Will you write out the data exactly, excluding every picture?

____

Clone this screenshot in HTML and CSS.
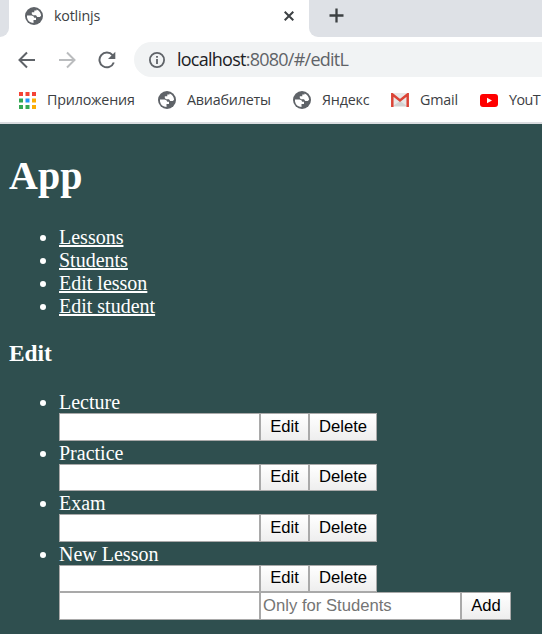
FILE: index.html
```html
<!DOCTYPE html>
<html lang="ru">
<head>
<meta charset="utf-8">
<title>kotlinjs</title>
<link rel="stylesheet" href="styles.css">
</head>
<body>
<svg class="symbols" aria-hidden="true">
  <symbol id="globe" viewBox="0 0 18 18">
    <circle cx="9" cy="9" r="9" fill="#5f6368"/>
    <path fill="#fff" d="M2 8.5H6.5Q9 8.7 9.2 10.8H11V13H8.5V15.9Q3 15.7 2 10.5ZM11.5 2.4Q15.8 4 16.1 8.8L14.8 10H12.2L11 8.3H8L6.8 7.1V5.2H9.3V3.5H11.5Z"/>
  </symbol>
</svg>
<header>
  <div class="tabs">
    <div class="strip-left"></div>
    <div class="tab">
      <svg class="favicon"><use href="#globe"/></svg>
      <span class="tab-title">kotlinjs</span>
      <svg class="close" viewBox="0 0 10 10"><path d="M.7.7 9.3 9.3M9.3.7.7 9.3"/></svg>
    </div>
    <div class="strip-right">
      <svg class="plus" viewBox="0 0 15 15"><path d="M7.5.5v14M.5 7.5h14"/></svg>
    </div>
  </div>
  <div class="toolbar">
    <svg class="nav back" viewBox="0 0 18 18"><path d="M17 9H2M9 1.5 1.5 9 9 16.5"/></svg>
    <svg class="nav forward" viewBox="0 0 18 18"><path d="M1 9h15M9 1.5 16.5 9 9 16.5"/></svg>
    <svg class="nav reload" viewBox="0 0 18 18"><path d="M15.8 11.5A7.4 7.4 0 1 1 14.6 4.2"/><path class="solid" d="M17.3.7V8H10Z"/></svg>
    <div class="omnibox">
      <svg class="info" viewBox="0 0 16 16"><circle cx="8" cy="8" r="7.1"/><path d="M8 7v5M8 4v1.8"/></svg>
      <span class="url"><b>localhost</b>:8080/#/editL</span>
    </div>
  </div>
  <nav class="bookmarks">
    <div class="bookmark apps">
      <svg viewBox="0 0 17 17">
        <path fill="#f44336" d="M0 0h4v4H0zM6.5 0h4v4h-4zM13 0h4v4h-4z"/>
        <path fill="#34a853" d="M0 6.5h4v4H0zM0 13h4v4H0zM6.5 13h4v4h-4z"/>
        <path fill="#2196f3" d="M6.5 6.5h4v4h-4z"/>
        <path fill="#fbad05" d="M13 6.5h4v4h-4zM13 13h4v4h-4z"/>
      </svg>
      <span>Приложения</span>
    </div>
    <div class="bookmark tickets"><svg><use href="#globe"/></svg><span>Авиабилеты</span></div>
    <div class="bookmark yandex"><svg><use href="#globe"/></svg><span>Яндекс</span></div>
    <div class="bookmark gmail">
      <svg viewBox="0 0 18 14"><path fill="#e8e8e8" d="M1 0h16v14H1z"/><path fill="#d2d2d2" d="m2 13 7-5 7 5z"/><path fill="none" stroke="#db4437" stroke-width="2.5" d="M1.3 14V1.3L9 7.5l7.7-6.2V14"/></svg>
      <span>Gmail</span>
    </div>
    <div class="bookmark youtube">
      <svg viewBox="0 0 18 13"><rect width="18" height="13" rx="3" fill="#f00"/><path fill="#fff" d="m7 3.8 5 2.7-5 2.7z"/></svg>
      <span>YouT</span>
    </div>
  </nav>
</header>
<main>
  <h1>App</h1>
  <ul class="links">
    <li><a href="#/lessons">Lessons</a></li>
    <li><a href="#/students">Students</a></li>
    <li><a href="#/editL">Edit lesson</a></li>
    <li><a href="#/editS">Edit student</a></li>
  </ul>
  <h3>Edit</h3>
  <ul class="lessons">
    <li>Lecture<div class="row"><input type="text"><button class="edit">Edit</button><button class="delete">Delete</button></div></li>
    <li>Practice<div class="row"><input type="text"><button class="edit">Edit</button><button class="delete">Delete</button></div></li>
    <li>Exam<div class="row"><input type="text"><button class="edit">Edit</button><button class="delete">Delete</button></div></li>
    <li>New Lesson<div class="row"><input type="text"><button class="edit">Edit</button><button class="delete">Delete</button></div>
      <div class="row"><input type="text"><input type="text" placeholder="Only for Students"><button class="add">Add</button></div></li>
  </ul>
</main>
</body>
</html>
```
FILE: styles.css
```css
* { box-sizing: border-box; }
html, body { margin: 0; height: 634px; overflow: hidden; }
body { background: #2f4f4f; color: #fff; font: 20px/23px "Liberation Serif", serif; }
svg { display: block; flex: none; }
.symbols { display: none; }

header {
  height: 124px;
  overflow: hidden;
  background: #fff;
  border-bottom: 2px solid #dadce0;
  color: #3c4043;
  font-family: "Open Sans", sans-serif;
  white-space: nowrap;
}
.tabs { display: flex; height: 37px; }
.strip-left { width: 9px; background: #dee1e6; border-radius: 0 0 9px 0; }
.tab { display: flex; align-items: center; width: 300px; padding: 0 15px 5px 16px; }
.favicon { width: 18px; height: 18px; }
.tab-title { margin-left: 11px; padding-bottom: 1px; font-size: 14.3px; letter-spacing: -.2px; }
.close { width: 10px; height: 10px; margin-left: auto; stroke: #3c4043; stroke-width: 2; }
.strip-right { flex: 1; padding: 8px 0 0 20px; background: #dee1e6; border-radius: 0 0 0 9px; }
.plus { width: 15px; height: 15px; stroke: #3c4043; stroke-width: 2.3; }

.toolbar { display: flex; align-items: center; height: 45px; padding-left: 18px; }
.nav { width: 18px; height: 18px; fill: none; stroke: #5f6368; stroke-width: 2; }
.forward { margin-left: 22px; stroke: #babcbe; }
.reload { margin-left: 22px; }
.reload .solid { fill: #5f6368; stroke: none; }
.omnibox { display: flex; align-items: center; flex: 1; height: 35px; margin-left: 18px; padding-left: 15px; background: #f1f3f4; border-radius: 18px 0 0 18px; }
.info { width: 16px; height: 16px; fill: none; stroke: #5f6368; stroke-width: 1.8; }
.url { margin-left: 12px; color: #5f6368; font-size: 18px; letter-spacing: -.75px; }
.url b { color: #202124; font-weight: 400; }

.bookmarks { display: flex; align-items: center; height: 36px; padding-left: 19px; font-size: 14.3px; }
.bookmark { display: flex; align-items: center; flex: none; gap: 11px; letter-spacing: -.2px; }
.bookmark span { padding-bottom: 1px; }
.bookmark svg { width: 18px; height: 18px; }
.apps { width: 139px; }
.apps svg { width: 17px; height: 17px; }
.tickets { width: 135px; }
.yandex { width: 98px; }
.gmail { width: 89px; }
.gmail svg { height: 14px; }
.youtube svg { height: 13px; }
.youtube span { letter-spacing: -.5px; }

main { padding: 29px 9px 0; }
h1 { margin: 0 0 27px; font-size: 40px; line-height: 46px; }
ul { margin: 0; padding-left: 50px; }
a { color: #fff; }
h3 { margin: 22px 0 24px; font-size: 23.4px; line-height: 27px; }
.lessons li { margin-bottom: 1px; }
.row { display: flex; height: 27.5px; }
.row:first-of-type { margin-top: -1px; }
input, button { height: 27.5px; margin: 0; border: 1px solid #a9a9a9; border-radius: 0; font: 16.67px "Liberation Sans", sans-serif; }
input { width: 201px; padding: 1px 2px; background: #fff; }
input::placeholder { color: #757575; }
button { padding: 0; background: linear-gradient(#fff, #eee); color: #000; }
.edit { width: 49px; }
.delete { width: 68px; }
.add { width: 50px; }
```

____

Answer for this exercise |
Clone this screenshot in HTML and CSS.
FILE: index.html
```html
<!DOCTYPE html>
<html lang="ru">
<head>
<meta charset="utf-8">
<title>kotlinjs</title>
<link rel="stylesheet" href="styles.css">
</head>
<body>
<svg class="symbols" aria-hidden="true">
  <symbol id="globe" viewBox="0 0 18 18">
    <circle cx="9" cy="9" r="9" fill="#5f6368"/>
    <path fill="#fff" d="M2 8.5H6.5Q9 8.7 9.2 10.8H11V13H8.5V15.9Q3 15.7 2 10.5ZM11.5 2.4Q15.8 4 16.1 8.8L14.8 10H12.2L11 8.3H8L6.8 7.1V5.2H9.3V3.5H11.5Z"/>
  </symbol>
</svg>
<header>
  <div class="tabs">
    <div class="strip-left"></div>
    <div class="tab">
      <svg class="favicon"><use href="#globe"/></svg>
      <span class="tab-title">kotlinjs</span>
      <svg class="close" viewBox="0 0 10 10"><path d="M.7.7 9.3 9.3M9.3.7.7 9.3"/></svg>
    </div>
    <div class="strip-right">
      <svg class="plus" viewBox="0 0 15 15"><path d="M7.5.5v14M.5 7.5h14"/></svg>
    </div>
  </div>
  <div class="toolbar">
    <svg class="nav back" viewBox="0 0 18 18"><path d="M17 9H2M9 1.5 1.5 9 9 16.5"/></svg>
    <svg class="nav forward" viewBox="0 0 18 18"><path d="M1 9h15M9 1.5 16.5 9 9 16.5"/></svg>
    <svg class="nav reload" viewBox="0 0 18 18"><path d="M15.8 11.5A7.4 7.4 0 1 1 14.6 4.2"/><path class="solid" d="M17.3.7V8H10Z"/></svg>
    <div class="omnibox">
      <svg class="info" viewBox="0 0 16 16"><circle cx="8" cy="8" r="7.1"/><path d="M8 7v5M8 4v1.8"/></svg>
      <span class="url"><b>localhost</b>:8080/#/editL</span>
    </div>
  </div>
  <nav class="bookmarks">
    <div class="bookmark apps">
      <svg viewBox="0 0 17 17">
        <path fill="#f44336" d="M0 0h4v4H0zM6.5 0h4v4h-4zM13 0h4v4h-4z"/>
        <path fill="#34a853" d="M0 6.5h4v4H0zM0 13h4v4H0zM6.5 13h4v4h-4z"/>
        <path fill="#2196f3" d="M6.5 6.5h4v4h-4z"/>
        <path fill="#fbad05" d="M13 6.5h4v4h-4zM13 13h4v4h-4z"/>
      </svg>
      <span>Приложения</span>
    </div>
    <div class="bookmark tickets"><svg><use href="#globe"/></svg><span>Авиабилеты</span></div>
    <div class="bookmark yandex"><svg><use href="#globe"/></svg><span>Яндекс</span></div>
    <div class="bookmark gmail">
      <svg viewBox="0 0 18 14"><path fill="#e8e8e8" d="M1 0h16v14H1z"/><path fill="#d2d2d2" d="m2 13 7-5 7 5z"/><path fill="none" stroke="#db4437" stroke-width="2.5" d="M1.3 14V1.3L9 7.5l7.7-6.2V14"/></svg>
      <span>Gmail</span>
    </div>
    <div class="bookmark youtube">
      <svg viewBox="0 0 18 13"><rect width="18" height="13" rx="3" fill="#f00"/><path fill="#fff" d="m7 3.8 5 2.7-5 2.7z"/></svg>
      <span>YouT</span>
    </div>
  </nav>
</header>
<main>
  <h1>App</h1>
  <ul class="links">
    <li><a href="#/lessons">Lessons</a></li>
    <li><a href="#/students">Students</a></li>
    <li><a href="#/editL">Edit lesson</a></li>
    <li><a href="#/editS">Edit student</a></li>
  </ul>
  <h3>Edit</h3>
  <ul class="lessons">
    <li>Lecture<div class="row"><input type="text"><button class="edit">Edit</button><button class="delete">Delete</button></div></li>
    <li>Practice<div class="row"><input type="text"><button class="edit">Edit</button><button class="delete">Delete</button></div></li>
    <li>Exam<div class="row"><input type="text"><button class="edit">Edit</button><button class="delete">Delete</button></div></li>
    <li>New Lesson<div class="row"><input type="text"><button class="edit">Edit</button><button class="delete">Delete</button></div>
      <div class="row"><input type="text"><input type="text" placeholder="Only for Students"><button class="add">Add</button></div></li>
  </ul>
</main>
</body>
</html>
```
FILE: styles.css
```css
* { box-sizing: border-box; }
html, body { margin: 0; height: 634px; overflow: hidden; }
body { background: #2f4f4f; color: #fff; font: 20px/23px "Liberation Serif", serif; }
svg { display: block; flex: none; }
.symbols { display: none; }

header {
  height: 124px;
  overflow: hidden;
  background: #fff;
  border-bottom: 2px solid #dadce0;
  color: #3c4043;
  font-family: "Open Sans", sans-serif;
  white-space: nowrap;
}
.tabs { display: flex; height: 37px; }
.strip-left { width: 9px; background: #dee1e6; border-radius: 0 0 9px 0; }
.tab { display: flex; align-items: center; width: 300px; padding: 0 15px 5px 16px; }
.favicon { width: 18px; height: 18px; }
.tab-title { margin-left: 11px; padding-bottom: 1px; font-size: 14.3px; letter-spacing: -.2px; }
.close { width: 10px; height: 10px; margin-left: auto; stroke: #3c4043; stroke-width: 2; }
.strip-right { flex: 1; padding: 8px 0 0 20px; background: #dee1e6; border-radius: 0 0 0 9px; }
.plus { width: 15px; height: 15px; stroke: #3c4043; stroke-width: 2.3; }

.toolbar { display: flex; align-items: center; height: 45px; padding-left: 18px; }
.nav { width: 18px; height: 18px; fill: none; stroke: #5f6368; stroke-width: 2; }
.forward { margin-left: 22px; stroke: #babcbe; }
.reload { margin-left: 22px; }
.reload .solid { fill: #5f6368; stroke: none; }
.omnibox { display: flex; align-items: center; flex: 1; height: 35px; margin-left: 18px; padding-left: 15px; background: #f1f3f4; border-radius: 18px 0 0 18px; }
.info { width: 16px; height: 16px; fill: none; stroke: #5f6368; stroke-width: 1.8; }
.url { margin-left: 12px; color: #5f6368; font-size: 18px; letter-spacing: -.75px; }
.url b { color: #202124; font-weight: 400; }

.bookmarks { display: flex; align-items: center; height: 36px; padding-left: 19px; font-size: 14.3px; }
.bookmark { display: flex; align-items: center; flex: none; gap: 11px; letter-spacing: -.2px; }
.bookmark span { padding-bottom: 1px; }
.bookmark svg { width: 18px; height: 18px; }
.apps { width: 139px; }
.apps svg { width: 17px; height: 17px; }
.tickets { width: 135px; }
.yandex { width: 98px; }
.gmail { width: 89px; }
.gmail svg { height: 14px; }
.youtube svg { height: 13px; }
.youtube span { letter-spacing: -.5px; }

main { padding: 29px 9px 0; }
h1 { margin: 0 0 27px; font-size: 40px; line-height: 46px; }
ul { margin: 0; padding-left: 50px; }
a { color: #fff; }
h3 { margin: 22px 0 24px; font-size: 23.4px; line-height: 27px; }
.lessons li { margin-bottom: 1px; }
.row { display: flex; height: 27.5px; }
.row:first-of-type { margin-top: -1px; }
input, button { height: 27.5px; margin: 0; border: 1px solid #a9a9a9; border-radius: 0; font: 16.67px "Liberation Sans", sans-serif; }
input { width: 201px; padding: 1px 2px; background: #fff; }
input::placeholder { color: #757575; }
button { padding: 0; background: linear-gradient(#fff, #eee); color: #000; }
.edit { width: 49px; }
.delete { width: 68px; }
.add { width: 50px; }
```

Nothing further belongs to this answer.